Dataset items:
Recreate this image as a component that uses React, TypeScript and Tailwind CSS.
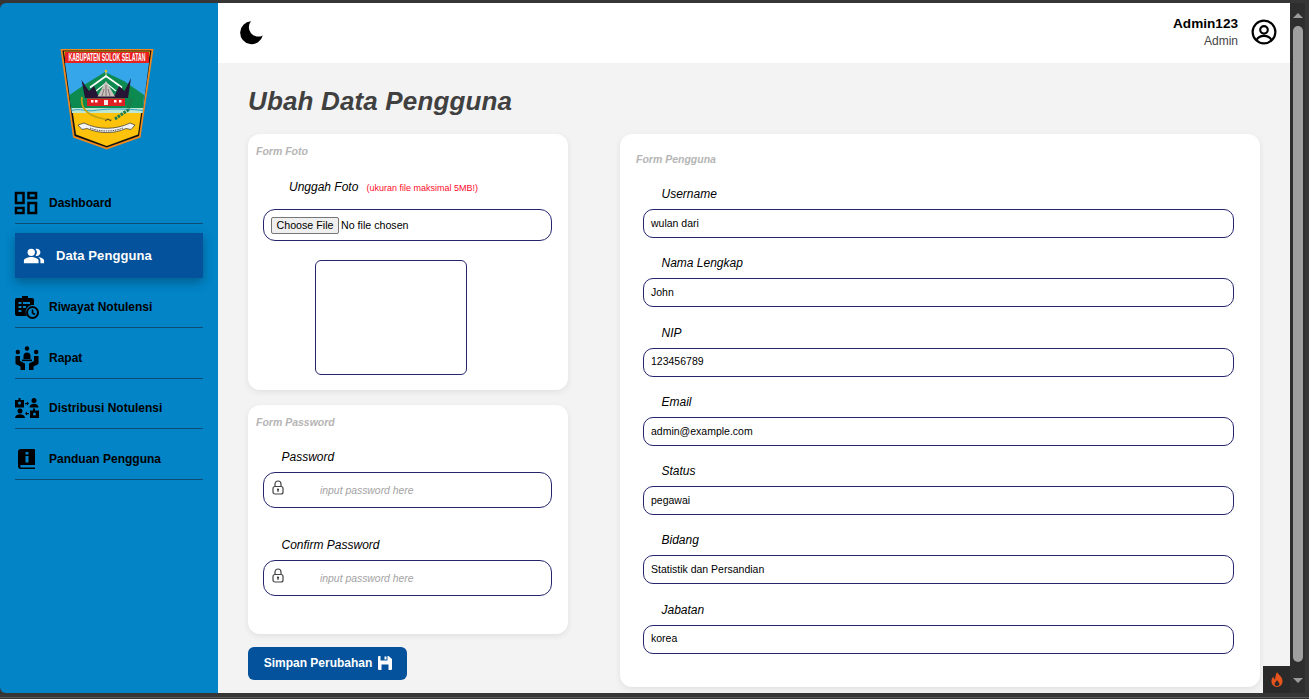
import React from "react";
import { MdOutlineDashboard, MdPeopleAlt } from "react-icons/md";

const F = "font-['Liberation_Sans',Arial,sans-serif]";

function Logo() {
  return (
    <svg width="94" height="103" viewBox="0 0 94 103">
      <path d="M0.500 1H93.500L80.500 89.500L46.700 101.500L13 89.500Z" fill="#f08a1c" />
      <path d="M2.500 2.500H91.500L79 88L46.700 99.500L14.500 88Z" fill="#111" />
      <path d="M4 3.500H90L78 86.500L46.700 98L16 86.500Z" fill="#fdc30c" />
      <path d="M5 15H89L82.500 65H12Z" fill="#35a6ea" />
      <path d="M9.500 47L24 37L45 24L64 33L84 47L83 60H11Z" fill="#0c8a50" />
      <path d="M11.500 60H83L82.500 65H12Z" fill="#bfe6d0" />
      <path d="M11.500 62.500C20 60 27 64 35 62.500S60 60 83 62.500" stroke="#2ea3c6" strokeWidth="1" fill="none" />
      <rect x="5" y="4" width="84" height="11" fill="#e8201f" />
      <text transform="scale(0.52 1)" x="90.400" y="13" textAnchor="middle" fontSize="10" fontWeight="700" fill="#fff" fontFamily="Liberation Sans, Arial, sans-serif">KABUPATEN SOLOK SELATAN</text>
      <circle cx="46" cy="23" r="1.300" fill="#e8c01c" />
      <path d="M46 24V30" stroke="#d8d8a0" strokeWidth="1" />
      <path d="M30 39.500L46 28L62 39.500" stroke="#fff" strokeWidth="1.800" fill="none" />
      <path d="M36 43L46 35L56 43" stroke="#fff" strokeWidth="1.200" fill="none" />
      <path d="M21.500 32L25 50H68L71 30L64.500 43L59 38L55 47H38L34 38L29 43Z" fill="#251433" />
      <path d="M46 33L37.500 48.500H55Z" fill="#c9c2bb" />
      <path d="M46 37V48M42 48L44 41M50 48L48 41" stroke="#6b5f6b" strokeWidth="0.800" />
      <rect x="27" y="50.500" width="38" height="7.500" fill="#e11f23" />
      <rect x="31" y="52" width="2.500" height="2.500" fill="#fff" /><rect x="35" y="52" width="2.500" height="2.500" fill="#fff" /><rect x="44" y="52" width="4" height="5" fill="#eee" /><rect x="54" y="52" width="2.500" height="2.500" fill="#fff" /><rect x="59" y="52" width="2.500" height="2.500" fill="#fff" />
      <path d="M22 49C20 60 27 70 52 72" stroke="#c2a314" strokeWidth="1.800" fill="none" />
      <path d="M45 73L48 71L51 73" stroke="#222" strokeWidth="0.800" fill="none" />
      <path d="M55 71L68 62L72 50" stroke="#1f7a4a" strokeWidth="3" strokeDasharray="2.500 1" fill="none" />
      <path d="M18 77L24 75C38 82 56 82 70 75L75 77L71 81.500L66 80.500C54 86 40 86 27 80.500L22 81.500Z" fill="#f4f4f4" stroke="#333" strokeWidth="0.700" />
      <path d="M30 80C40 84 53 84 63 80" stroke="#555" strokeWidth="1" strokeDasharray="1.500 0.800" fill="none" />
    </svg>
  );
}

function Rapat() {
  return (
    <svg width="24" height="24" viewBox="0 0 24 24" fill="#000">
      <circle cx="12" cy="2.500" r="2.200" />
      <path d="M8.500 10a3.500 3.500 0 0 1 7 0v3h-7z" />
      <rect x="7" y="13.500" width="10" height="1.600" />
      <circle cx="2.800" cy="6" r="2.200" /><circle cx="21.200" cy="6" r="2.200" />
      <path d="M0.500 10h4.500v5l5 2.500V24H5.500v-3.500L.5 18z" />
      <path d="M23.500 10H19v5l-5 2.500V24h4.500v-3.500l5-2.500z" />
    </svg>
  );
}

function Riwayat() {
  return (
    <svg width="24" height="24" viewBox="0 0 24 24">
      <path d="M5 3h2V1h6v2h4a2 2 0 0 1 2 2v5h-2a7 7 0 0 0-5 11H2a2 2 0 0 1-2-2V5a2 2 0 0 1 2-2z" fill="#000" />
      <rect x="3.500" y="7" width="3" height="2" fill="#0284c7" />
      <rect x="8" y="7" width="7" height="2" fill="#0284c7" />
      <rect x="3.500" y="11" width="3" height="2" fill="#0284c7" />
      <rect x="8" y="11" width="3" height="2" fill="#0284c7" />
      <rect x="3.500" y="15" width="3" height="2" fill="#0284c7" />
      <circle cx="17.500" cy="17.500" r="5.500" fill="#0284c7" stroke="#000" strokeWidth="2" />
      <path d="M17.500 14.500v3.500l2.500 1.500" stroke="#000" strokeWidth="1.600" fill="none" />
    </svg>
  );
}

function Distribusi() {
  return (
    <svg width="24" height="20" viewBox="0 0 24 20" fill="#000">
      <path d="M0 2h3.500V0h2v2H9v7.500H0z" />
      <circle cx="4.500" cy="5" r="1.500" fill="#0284c7" />
      <circle cx="19" cy="2.500" r="2.500" />
      <path d="M14.500 9.500a4.500 3.800 0 0 1 9 0z" />
      <circle cx="5" cy="13" r="2.500" />
      <path d="M0 20a5 3.800 0 0 1 10 0z" />
      <path d="M15 12.500h3v-2h2v2h4V20h-9z" />
      <circle cx="19.500" cy="16" r="1.500" fill="#0284c7" />
      <path d="M10 5h2V3.500L14 5.500 12 7.500V6.200h-2zM14 15h-2v-1.500L10 15.500l2 2v-1.300h2z" />
    </svg>
  );
}

function Panduan() {
  return (
    <svg width="17" height="20" viewBox="0 0 17 20" fill="#000">
      <path d="M3 0h13a1 1 0 0 1 1 1v15H3.500a1.200 1.200 0 0 0 0 2.500H17V20H3a3 3 0 0 1-3-3V3a3 3 0 0 1 3-3z" />
      <rect x="7.500" y="3" width="3" height="2.500" fill="#0284c7" />
      <rect x="7.500" y="7" width="3" height="6.500" fill="#0284c7" />
    </svg>
  );
}

function NavItem({ icon, label, box }: { icon: React.ReactNode; label: string; box: string }) {
  return (
    <div className={`${box} flex items-center border-b border-[#0f4c75]`}>
      <div className="w-[34px] flex justify-start shrink-0">{icon}</div>
      <span className="text-[12px] font-bold text-black">{label}</span>
    </div>
  );
}

function Field({ label, value }: { label: string; value: string }) {
  return (
    <div className="flex flex-col">
      <label className="pl-[18.5px] text-[12px] italic text-black h-[15px] leading-[15px] mb-[7px]">{label}</label>
      <div className="h-[29px] rounded-[10px] border border-[#25256e] bg-white pl-[7px] flex items-center text-[10.5px] text-black">{value}</div>
    </div>
  );
}

function Lock() {
  return (
    <svg width="12" height="15" viewBox="0 0 12 15" fill="none" className="ml-[8px] mb-[5px]">
      <path d="M3 7V4a3 3 0 0 1 6 0v3" stroke="#444" strokeWidth="1.200" />
      <rect x="1" y="6.500" width="10" height="7.500" rx="2" stroke="#444" strokeWidth="1.200" />
      <circle cx="6" cy="9.500" r="1.100" fill="#333" />
      <rect x="5.500" y="10" width="1" height="2" fill="#333" />
    </svg>
  );
}

function PasswordField({ label }: { label: string }) {
  return (
    <div className="flex flex-col">
      <label className="pl-[18.5px] text-[12px] italic text-black leading-[15px] h-[15px] mb-[7px] mt-[1px]">{label}</label>
      <div className="h-[36px] w-[289px] rounded-[12px] border border-[#25256e] bg-white flex items-center">
        <Lock />
        <span className="ml-[36px] mt-[2px] text-[10.4px] italic text-[#a3a3a3]">input password here</span>
      </div>
    </div>
  );
}

export default function App() {
  return (
    <div className={`${F} w-[1309px] h-[699px] bg-[#363636] overflow-hidden flex flex-col pt-[3px] relative`}>
      <div className="flex h-[690px] shrink-0">
        <aside className="w-[218px] shrink-0 bg-[#0284c7] rounded-tl-[6px] rounded-bl-[6px] flex flex-col px-[15px]">
          <div className="h-[179px] flex justify-start pl-[45px] pt-[45px] shrink-0"><Logo /></div>
          <nav className="flex flex-col">
            <NavItem box="h-[42px]" icon={<MdOutlineDashboard size={30} className="-ml-[3.75px]" />} label="Dashboard" />
            <div className="mt-[9px] mb-[4px] h-[45px] bg-[#03529b] flex items-center pl-[8px] shadow-[0_4px_10px_rgba(0,0,0,0.3)]">
              <div className="w-[33px] shrink-0"><MdPeopleAlt size={22} className="text-white" /></div>
              <span className="text-[13px] font-bold text-white tracking-[0.1px]">Data Pengguna</span>
            </div>
            <NavItem box="h-[46px] pt-[5px]" icon={<Riwayat />} label="Riwayat Notulensi" />
            <NavItem box="h-[51px] pt-[10px]" icon={<Rapat />} label="Rapat" />
            <NavItem box="h-[50px] pt-[9px]" icon={<Distribusi />} label="Distribusi Notulensi" />
            <NavItem box="h-[51px] pt-[10px]" icon={<div className="pl-[3px]"><Panduan /></div>} label="Panduan Pengguna" />
          </nav>
        </aside>

        <main className="w-[1072px] shrink-0 bg-[#f3f3f3] flex flex-col overflow-hidden">
          <header className="h-[60px] bg-white flex items-center justify-between pl-[21px] pr-[13px] shrink-0">
            <svg width="25" height="25" viewBox="0 0 24 24" fill="#000" className="mb-[2px]"><path d="M11.500 1.200a11 11 0 1 0 11.300 13.600A9 9 0 0 1 11.500 1.200z" /></svg>
            <div className="flex items-center gap-[13px]">
              <div className="text-right">
                <div className="text-[13.6px] font-bold text-black leading-[16px] -mt-[1px]">Admin123</div>
                <div className="text-[12px] text-[#444] leading-[16px] mt-[1px]">Admin</div>
              </div>
              <svg width="26" height="26" viewBox="0 0 24 24" fill="none" stroke="#000" strokeWidth="2" className="mb-[2px]"><circle cx="12" cy="12" r="10.500" /><circle cx="12" cy="10" r="3.500" /><path d="M5 19.500c1.500-3 4-4 7-4s5.500 1 7 4" /></svg>
            </div>
          </header>
          <div className="flex-1 flex pl-[30px] pr-[30px] gap-[52px] min-h-0">
            <div className="w-[320px] shrink-0 flex flex-col">
              <h1 className="text-[26px] leading-[30px] font-bold italic text-[#404040] mt-[23px] mb-[18px] tracking-[0.15px]">Ubah Data Pengguna</h1>
              <section className="h-[256px] bg-white rounded-[12px] shadow-[0_2px_6px_rgba(0,0,0,0.08)] pt-[11px] px-[15px]">
                <div className="-ml-[7px] text-[10.5px] font-bold italic text-[#b5b5b5] leading-[13px]">Form Foto</div>
                <div className="mt-[20px] pl-[26px] flex items-baseline gap-[8px]">
                  <span className="text-[12px] italic text-black">Unggah Foto</span>
                  <span className="text-[9px] text-[#ff0a2a]">(ukuran file maksimal 5MB!)</span>
                </div>
                <div className="mt-[13px] h-[32px] w-[289px] rounded-[12px] border border-[#25256e] flex items-center pl-[7px] text-black whitespace-nowrap">
                  <span className="h-[17px] w-[68px] bg-[#efefef] border border-[#767676] rounded-[2px] flex items-center justify-center text-[10.67px] mr-[2px]">Choose File</span>
                  <span className="text-[10.67px]">No file chosen</span>
                </div>
                <div className="mt-[19px] ml-[52px] w-[152px] h-[115px] rounded-[6px] border border-[#25256e]" />
              </section>
              <section className="mt-[15px] h-[229px] bg-white rounded-[12px] shadow-[0_2px_6px_rgba(0,0,0,0.08)] pt-[11px] px-[15px]">
                <div className="-ml-[7px] text-[10.5px] font-bold italic text-[#b5b5b5] leading-[13px] mb-[20px]">Form Password</div>
                <PasswordField label="Password" />
                <div className="mt-[29px]"><PasswordField label="Confirm Password" /></div>
              </section>
              <button className="mt-[13px] w-[159px] h-[33px] bg-[#03529b] rounded-[6px] flex items-center justify-center gap-[6px] pl-[1px] text-white text-[12px] font-bold shrink-0 pb-[1px]">
                Simpan Perubahan
                <svg width="14" height="14" viewBox="0 0 14 14" fill="#fff"><path d="M0 1a1 1 0 0 1 1-1h1.500v4.500h7V0h1L14 3v10a1 1 0 0 1-1 1H1a1 1 0 0 1-1-1z" /><rect x="6.500" y="0.500" width="2" height="3" /><rect x="3.500" y="8.500" width="7" height="5.500" fill="#03529b" /></svg>
              </button>
            </div>
            <section className="flex-1 mt-[71px] mb-[6px] bg-white rounded-[12px] shadow-[0_2px_6px_rgba(0,0,0,0.08)] pt-[19px] pl-[23px] pr-[26px]">
              <div className="-ml-[7px] text-[10.5px] font-bold italic text-[#b5b5b5] leading-[13px] mb-[21px]">Form Pengguna</div>
              <div className="flex flex-col gap-[18.3px]">
                <Field label="Username" value="wulan dari" />
                <Field label="Nama Lengkap" value="John" />
                <Field label="NIP" value="123456789" />
                <Field label="Email" value="admin@example.com" />
                <Field label="Status" value="pegawai" />
                <Field label="Bidang" value="Statistik dan Persandian" />
                <Field label="Jabatan" value="korea" />
              </div>
            </section>
          </div>
        </main>

        <div className="w-[15px] shrink-0 bg-[#2e2e2e] flex flex-col items-center relative">
          <div className="mt-[10px] w-0 h-0 border-l-[5px] border-r-[5px] border-b-[5px] border-l-transparent border-r-transparent border-b-[#9a9a9a]" />
          <div className="mt-[8px] w-[10px] flex-1 mb-[16px] rounded-[5px] bg-[#9f9f9f]" />
          <div className="mb-[10px] w-0 h-0 border-l-[5px] border-r-[5px] border-t-[5px] border-l-transparent border-r-transparent border-t-[#9a9a9a]" />
          <div className="absolute bottom-0 -left-[27px] w-[27px] h-[27px] bg-[#2a2a2a] flex items-center justify-center">
            <svg width="12" height="15" viewBox="0 0 12 15" fill="#e8541c"><path d="M6 0c1 2.500 5.500 4.500 5.500 9A5.500 5.500 0 0 1 6 15 5.500 5.500 0 0 1 .5 9c0-2 1-3.500 2-4.500 0 1.500.5 2.500 1.500 3C4.500 5 4.500 2.500 6 0zM6 8c-.5 1.500-2.500 2.500-2.500 4.200A2.500 2.500 0 0 0 6 14a2.500 2.500 0 0 0 2.500-1.800C8.500 10.500 6.500 9.500 6 8z" fillRule="evenodd" /></svg>
          </div>
        </div>
      </div>
      <div className="mt-[4px] h-[1px] bg-[#5a5a5a] shrink-0" />
    </div>
  );
}
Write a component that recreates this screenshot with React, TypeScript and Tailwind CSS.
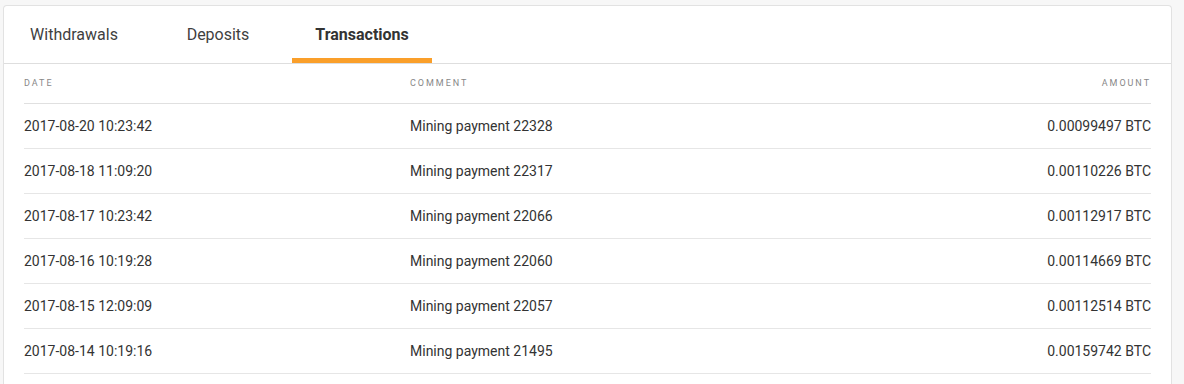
const rows = [
  { date: "2017-08-20 10:23:42", comment: "Mining payment 22328", amount: "0.00099497 BTC" },
  { date: "2017-08-18 11:09:20", comment: "Mining payment 22317", amount: "0.00110226 BTC" },
  { date: "2017-08-17 10:23:42", comment: "Mining payment 22066", amount: "0.00112917 BTC" },
  { date: "2017-08-16 10:19:28", comment: "Mining payment 22060", amount: "0.00114669 BTC" },
  { date: "2017-08-15 12:09:09", comment: "Mining payment 22057", amount: "0.00112514 BTC" },
  { date: "2017-08-14 10:19:16", comment: "Mining payment 21495", amount: "0.00159742 BTC" },
];

const tabs = ["Withdrawals", "Deposits", "Transactions"];

export default function App() {
  return (
    <div className="min-h-[384px] bg-[#f7f7f7] pl-[3px] pr-[12px] pt-[5px] font-['Roboto',sans-serif] text-[#333]">
      <div className="rounded-t-[4px] border border-b-0 border-[#e2e2e2] bg-white">
        {/* Tabs */}
        <div className="flex gap-[4px] border-b border-[#dedede]">
          {tabs.map((t) => {
            const active = t === "Transactions";
            return (
              <div
                key={t}
                className={
                  active
                    ? "flex h-[57px] w-[140px] items-center justify-center border-b-[5px] border-[#fa9f2a] pt-[5px] text-[16px] font-bold text-[#333]"
                    : "flex h-[57px] w-[140px] items-center justify-center border-b-[5px] border-transparent pt-[5px] text-[16px] text-[#3f3f3f]"
                }
              >
                {t}
              </div>
            );
          })}
        </div>

        {/* Table */}
        <div className="px-[20px]">
          <div className="flex h-[40px] items-center border-b border-[#e0e0e0] text-[9px] tracking-[0.22em] text-[#888]">
            <div className="w-[386px]">DATE</div>
            <div className="flex-1">COMMENT</div>
            <div className="text-right">AMOUNT</div>
          </div>
          {rows.map((r) => (
            <div key={r.date} className="flex h-[45px] items-center border-b border-[#e6e6e6] text-[14px]">
              <div className="w-[386px]">{r.date}</div>
              <div className="flex-1">{r.comment}</div>
              <div className="text-right">{r.amount}</div>
            </div>
          ))}
          <div className="h-[20px]" />
        </div>
      </div>
    </div>
  );
}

PROBLEM TO SOLVE. Scan the material above for the word "Tailwind". Copy each line where it occurs.

CORRECT ANSWER.
Recreate this image as a component that uses React, TypeScript and Tailwind CSS.
Write a component that recreates this screenshot with React, TypeScript and Tailwind CSS.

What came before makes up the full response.